Nas décadas de 1970 e 1980, os seus mangás estão catalogados em três grandes grupos: histórias de viagens, tiradas de suas explorações no Japão de 1966 a 1976; histórias de influência onírica, e histórias autobiográficas nos quais ele relata a sua infância, até á sua adolescência. Durante este período também publica alguns textos/contos sobre os seus sonhos que teve durante este período. Apaixonado também pela fotografia, Tsuge abre uma loja de máquinas fotográficas e manteve a loja aberta até 1982.
É ainda nos finais da década de 70, que começam os seus ataques de ansiedade e que tornam a sua vontade de desenhar cada vez mais difícil, embora ainda escrevesse muito (publica o seu diário em forma de série).
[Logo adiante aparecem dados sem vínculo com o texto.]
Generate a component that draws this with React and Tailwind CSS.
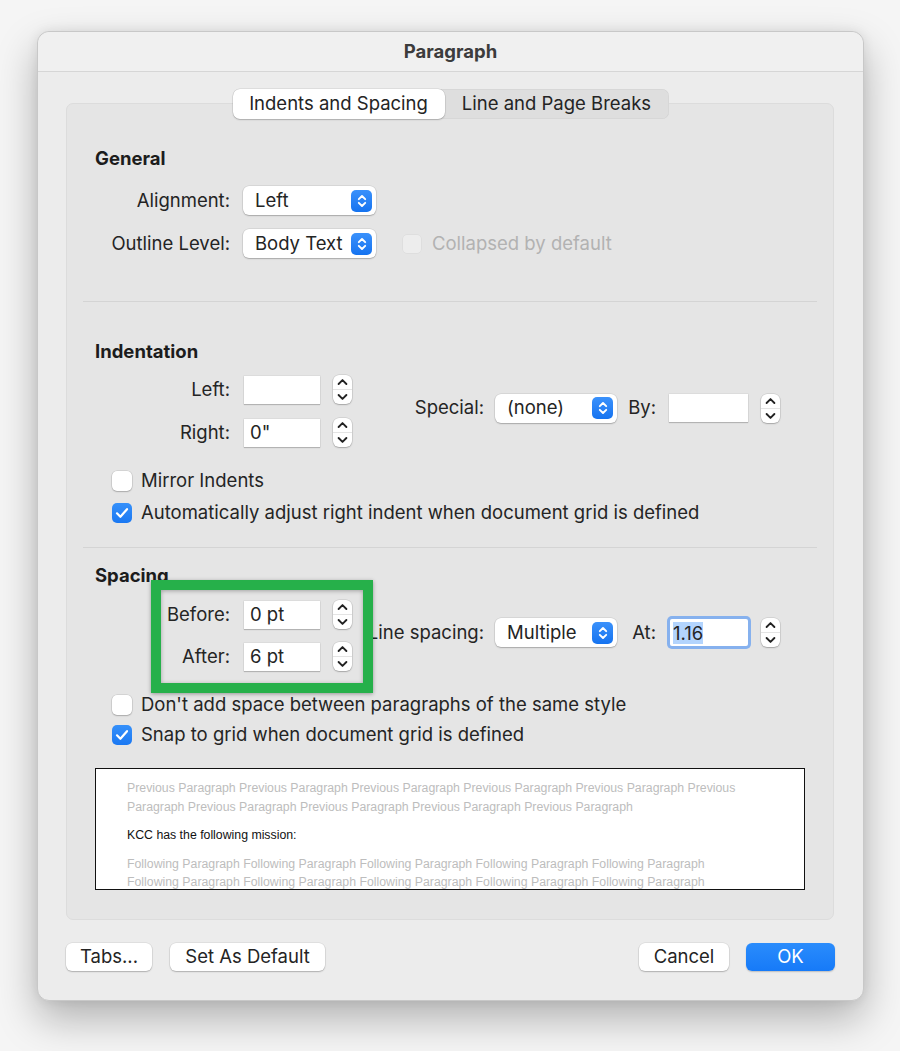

Em 1984 regressa ao mangá mas é só três anos mais tarde que começa a publicar histórias autobiográficas e mangá do estilo Watakushi (Histórias do Eu) . O seu desenho torna-se mais esquemático e menos meticuloso. Em 1985-1986, publica um conjunto de histórias de watakushi, agrupadas sob o título O homem inútil (Munō no hito), que retratava um desenhador que relutava em fazer o seu trabalho e que consequentemente passou a vida a. não fazer nada, constantemente assediado pela sua esposa.
Cada vez mais deprimido e separado da sua mulher,Tsuge deixa de publicar em Setembro de 1987 e da decisão da Comic Baku. Após este retiro, o trabalho de Tsuge permanece vivo, como evidenciado pelas inúmeras reedições dos seus trabalhos e pelo sucesso das publicações estrangeiras (editado em França, Espanha, Estados Unidos e recentemente Brasil pela editora Venetta), e claro pelas cinco adaptações cinematográficas e pelos nove filmes para televisão transmitidos no Japão entre 1991 e 2004 no Japão.
Apesar de ser muito popular no Japão, o precursor do mangá autobiográfico e o instigador do mangá watakushi (“Histórias do Eu”) vive actualmente completamente isolado também devido à sua idade. Em 2005 foi nomeado para o Prémio de melhor álbum no 32º Festival d’Angoulême.